Exercise goal: Copy all the data exactly, except the pictures.

..............................

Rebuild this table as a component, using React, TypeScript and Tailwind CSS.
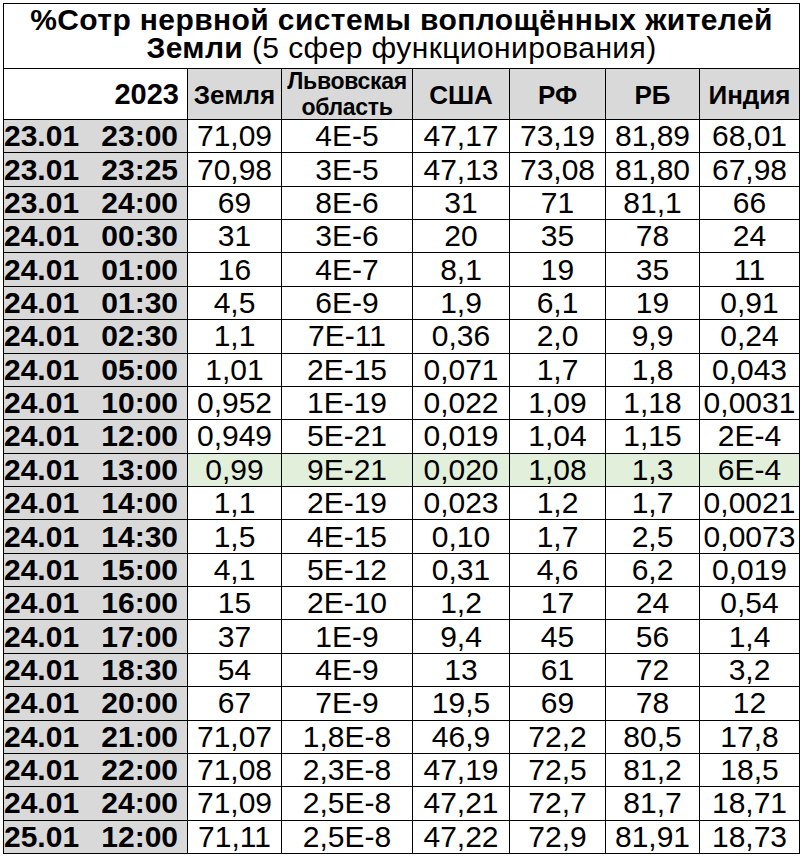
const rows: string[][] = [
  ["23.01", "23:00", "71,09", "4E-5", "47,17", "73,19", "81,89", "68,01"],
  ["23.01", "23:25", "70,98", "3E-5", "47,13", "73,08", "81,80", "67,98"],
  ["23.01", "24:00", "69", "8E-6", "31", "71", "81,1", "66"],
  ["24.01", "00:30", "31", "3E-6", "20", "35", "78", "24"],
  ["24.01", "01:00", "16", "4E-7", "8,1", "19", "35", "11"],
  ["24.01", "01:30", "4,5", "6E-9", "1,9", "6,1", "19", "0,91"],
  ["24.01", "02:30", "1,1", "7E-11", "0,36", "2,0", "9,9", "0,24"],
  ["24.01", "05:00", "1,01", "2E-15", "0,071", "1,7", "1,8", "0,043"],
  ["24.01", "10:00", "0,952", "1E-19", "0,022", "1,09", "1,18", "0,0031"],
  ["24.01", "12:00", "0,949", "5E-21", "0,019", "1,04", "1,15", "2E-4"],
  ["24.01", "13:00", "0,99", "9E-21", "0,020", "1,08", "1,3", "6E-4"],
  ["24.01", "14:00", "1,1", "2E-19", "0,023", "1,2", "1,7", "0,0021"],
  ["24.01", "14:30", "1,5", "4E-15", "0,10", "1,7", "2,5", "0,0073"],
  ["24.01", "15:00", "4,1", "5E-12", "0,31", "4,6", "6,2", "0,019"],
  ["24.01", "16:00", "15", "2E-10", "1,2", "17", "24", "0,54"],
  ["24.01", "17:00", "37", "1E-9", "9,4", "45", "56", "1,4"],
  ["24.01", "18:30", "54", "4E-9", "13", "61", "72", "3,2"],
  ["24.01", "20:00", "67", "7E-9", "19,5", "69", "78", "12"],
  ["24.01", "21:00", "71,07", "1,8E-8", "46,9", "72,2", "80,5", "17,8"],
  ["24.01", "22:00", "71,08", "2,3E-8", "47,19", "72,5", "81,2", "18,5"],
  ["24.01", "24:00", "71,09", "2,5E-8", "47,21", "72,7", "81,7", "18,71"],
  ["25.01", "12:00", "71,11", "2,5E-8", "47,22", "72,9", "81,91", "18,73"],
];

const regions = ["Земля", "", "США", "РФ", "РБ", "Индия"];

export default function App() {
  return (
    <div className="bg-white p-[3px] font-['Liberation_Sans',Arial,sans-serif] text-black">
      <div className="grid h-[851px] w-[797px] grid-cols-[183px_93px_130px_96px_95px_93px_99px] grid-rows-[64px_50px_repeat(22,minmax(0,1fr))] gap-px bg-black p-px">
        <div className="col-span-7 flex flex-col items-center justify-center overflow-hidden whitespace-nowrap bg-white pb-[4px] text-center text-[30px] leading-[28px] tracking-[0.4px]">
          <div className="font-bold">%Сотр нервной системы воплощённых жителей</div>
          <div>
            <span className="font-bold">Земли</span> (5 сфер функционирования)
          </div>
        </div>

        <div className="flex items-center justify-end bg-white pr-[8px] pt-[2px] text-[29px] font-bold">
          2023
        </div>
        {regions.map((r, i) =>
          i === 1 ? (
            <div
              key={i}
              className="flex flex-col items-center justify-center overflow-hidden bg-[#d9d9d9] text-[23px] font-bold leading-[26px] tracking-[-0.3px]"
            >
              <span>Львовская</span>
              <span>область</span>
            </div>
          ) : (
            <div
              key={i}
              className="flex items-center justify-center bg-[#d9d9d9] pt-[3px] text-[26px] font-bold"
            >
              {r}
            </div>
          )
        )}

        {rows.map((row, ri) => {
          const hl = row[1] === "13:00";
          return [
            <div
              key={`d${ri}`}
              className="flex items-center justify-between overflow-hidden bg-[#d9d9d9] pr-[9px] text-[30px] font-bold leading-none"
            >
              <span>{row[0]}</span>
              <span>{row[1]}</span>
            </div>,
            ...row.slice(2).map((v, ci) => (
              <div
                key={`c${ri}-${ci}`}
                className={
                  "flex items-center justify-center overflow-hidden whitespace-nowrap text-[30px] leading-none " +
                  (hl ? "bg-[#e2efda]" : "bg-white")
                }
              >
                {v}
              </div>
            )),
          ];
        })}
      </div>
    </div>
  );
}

..............................

Response below:
Rebuild this table as a component, using React, TypeScript and Tailwind CSS.
const rows: string[][] = [
  ["23.01", "23:00", "71,09", "4E-5", "47,17", "73,19", "81,89", "68,01"],
  ["23.01", "23:25", "70,98", "3E-5", "47,13", "73,08", "81,80", "67,98"],
  ["23.01", "24:00", "69", "8E-6", "31", "71", "81,1", "66"],
  ["24.01", "00:30", "31", "3E-6", "20", "35", "78", "24"],
  ["24.01", "01:00", "16", "4E-7", "8,1", "19", "35", "11"],
  ["24.01", "01:30", "4,5", "6E-9", "1,9", "6,1", "19", "0,91"],
  ["24.01", "02:30", "1,1", "7E-11", "0,36", "2,0", "9,9", "0,24"],
  ["24.01", "05:00", "1,01", "2E-15", "0,071", "1,7", "1,8", "0,043"],
  ["24.01", "10:00", "0,952", "1E-19", "0,022", "1,09", "1,18", "0,0031"],
  ["24.01", "12:00", "0,949", "5E-21", "0,019", "1,04", "1,15", "2E-4"],
  ["24.01", "13:00", "0,99", "9E-21", "0,020", "1,08", "1,3", "6E-4"],
  ["24.01", "14:00", "1,1", "2E-19", "0,023", "1,2", "1,7", "0,0021"],
  ["24.01", "14:30", "1,5", "4E-15", "0,10", "1,7", "2,5", "0,0073"],
  ["24.01", "15:00", "4,1", "5E-12", "0,31", "4,6", "6,2", "0,019"],
  ["24.01", "16:00", "15", "2E-10", "1,2", "17", "24", "0,54"],
  ["24.01", "17:00", "37", "1E-9", "9,4", "45", "56", "1,4"],
  ["24.01", "18:30", "54", "4E-9", "13", "61", "72", "3,2"],
  ["24.01", "20:00", "67", "7E-9", "19,5", "69", "78", "12"],
  ["24.01", "21:00", "71,07", "1,8E-8", "46,9", "72,2", "80,5", "17,8"],
  ["24.01", "22:00", "71,08", "2,3E-8", "47,19", "72,5", "81,2", "18,5"],
  ["24.01", "24:00", "71,09", "2,5E-8", "47,21", "72,7", "81,7", "18,71"],
  ["25.01", "12:00", "71,11", "2,5E-8", "47,22", "72,9", "81,91", "18,73"],
];

const regions = ["Земля", "", "США", "РФ", "РБ", "Индия"];

export default function App() {
  return (
    <div className="bg-white p-[3px] font-['Liberation_Sans',Arial,sans-serif] text-black">
      <div className="grid h-[851px] w-[797px] grid-cols-[183px_93px_130px_96px_95px_93px_99px] grid-rows-[64px_50px_repeat(22,minmax(0,1fr))] gap-px bg-black p-px">
        <div className="col-span-7 flex flex-col items-center justify-center overflow-hidden whitespace-nowrap bg-white pb-[4px] text-center text-[30px] leading-[28px] tracking-[0.4px]">
          <div className="font-bold">%Сотр нервной системы воплощённых жителей</div>
          <div>
            <span className="font-bold">Земли</span> (5 сфер функционирования)
          </div>
        </div>

        <div className="flex items-center justify-end bg-white pr-[8px] pt-[2px] text-[29px] font-bold">
          2023
        </div>
        {regions.map((r, i) =>
          i === 1 ? (
            <div
              key={i}
              className="flex flex-col items-center justify-center overflow-hidden bg-[#d9d9d9] text-[23px] font-bold leading-[26px] tracking-[-0.3px]"
            >
              <span>Львовская</span>
              <span>область</span>
            </div>
          ) : (
            <div
              key={i}
              className="flex items-center justify-center bg-[#d9d9d9] pt-[3px] text-[26px] font-bold"
            >
              {r}
            </div>
          )
        )}

        {rows.map((row, ri) => {
          const hl = row[1] === "13:00";
          return [
            <div
              key={`d${ri}`}
              className="flex items-center justify-between overflow-hidden bg-[#d9d9d9] pr-[9px] text-[30px] font-bold leading-none"
            >
              <span>{row[0]}</span>
              <span>{row[1]}</span>
            </div>,
            ...row.slice(2).map((v, ci) => (
              <div
                key={`c${ri}-${ci}`}
                className={
                  "flex items-center justify-center overflow-hidden whitespace-nowrap text-[30px] leading-none " +
                  (hl ? "bg-[#e2efda]" : "bg-white")
                }
              >
                {v}
              </div>
            )),
          ];
        })}
      </div>
    </div>
  );
}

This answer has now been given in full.